Everyone wants to feel competent. But where do you learn how to be competent and how do you get there?
Feeling competent begins early in life. It is when you feel proud of what you have done. For a child, his achievements are very important to him. They are things he will repeat for anyone because he loves the praise. He needs to feel successful. This even begins with a new baby.
When you smile at a very young child, you are likely to get a smile in return. Most people then are delighted and let the baby know how special that is. That encourages the next smile. The baby sees that what he has done is important and he feels good about it. He will try it again.
As a parent or a grandparent or even a neighbor, you can help a child feel good about what he is doing by giving him a chance to succeed. When you give him things he can accomplish and feel proud of, you are teaching him to feel competent. If you ask him to bring a chair for you, let him know you are really pleased. He can be proud that he brought the big chair for you.
This is building feelings that he can do things he can be proud of. He can read you a book or tell you how many birds just flew by and end up feeling proud and competent.
Praise him when he hangs his coat on the hook you put up for his coat. Comment on the way he brought his dishes into the sink after lunch. Talking with him about how good he is being with his younger sister helps develop his feeling of being competent. Compliment him on how well he can throw a ball or how much he helps with the dog. Don’t make up your compliments; just pay attention to the positive behavior he exhibits.
When children are growing, it is easy to find things to tell them they should do or they should do better. We all need to find ways each day to underscore the accomplishments far more than to correct something wrong. Keep track of your criticism versus your compliments.
What you expect of your child, both verbal and nonverbal, sends a strong message to him about what he is capable of doing. If you think he is capable and competent, he will think so, too. Children need to believe they can do it, making them more ready to try the next thing.
Actually, that is true for all of us no matter what age. Husbands and wives need to pay attention to what is right with their partners far more than what needs to be changed. The old song that emphasizes this was written by Sam Cooke and said it nicely.
“You’ve got to accentuate the positive, eliminate the negative. Latch on to the affirmative, but don’t mess with mister in-between.”

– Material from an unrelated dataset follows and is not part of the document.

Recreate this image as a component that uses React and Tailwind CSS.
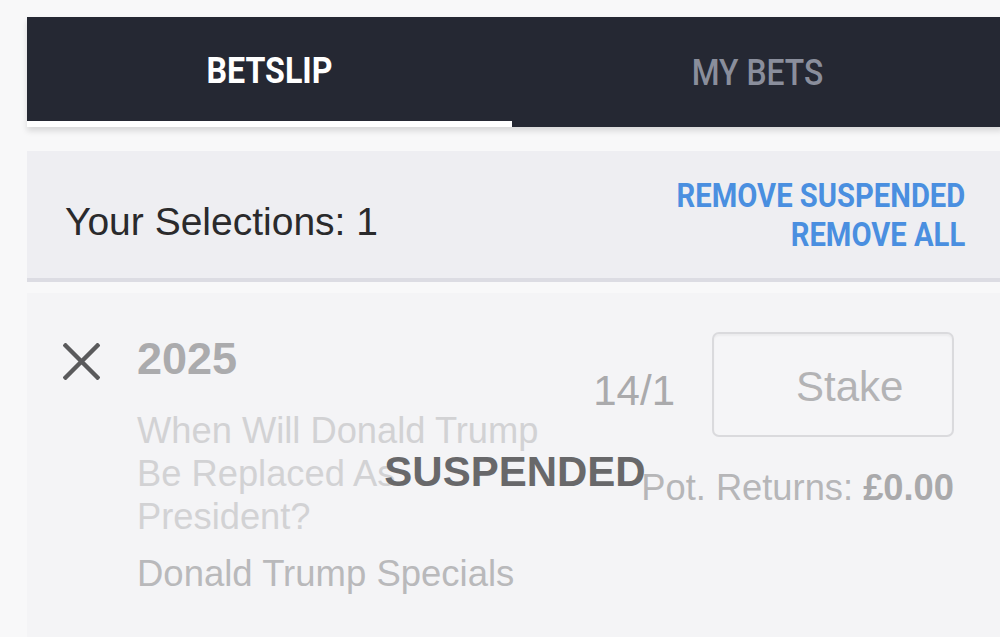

So give some thought to how you can make your child proud of his accomplishments so he can feel he is competent and ready to take on the world. Your child begins as an enthusiastic, bold and daring young person. Help him become all he can become.
Give some thought on how you can make your partnership with your spouse alive and adventuresome. Let each other feel the positive regard come from the other one.
Feeling competent makes you confident in the next step you are about to take.
Cynthia Martin is the founder of the First Teacher program and director of Parenting Matters Foundation, which publishes newsletters for parents, caregivers and grandparents. Reach Martin at firstname.lastname@example.org or at 681-2250.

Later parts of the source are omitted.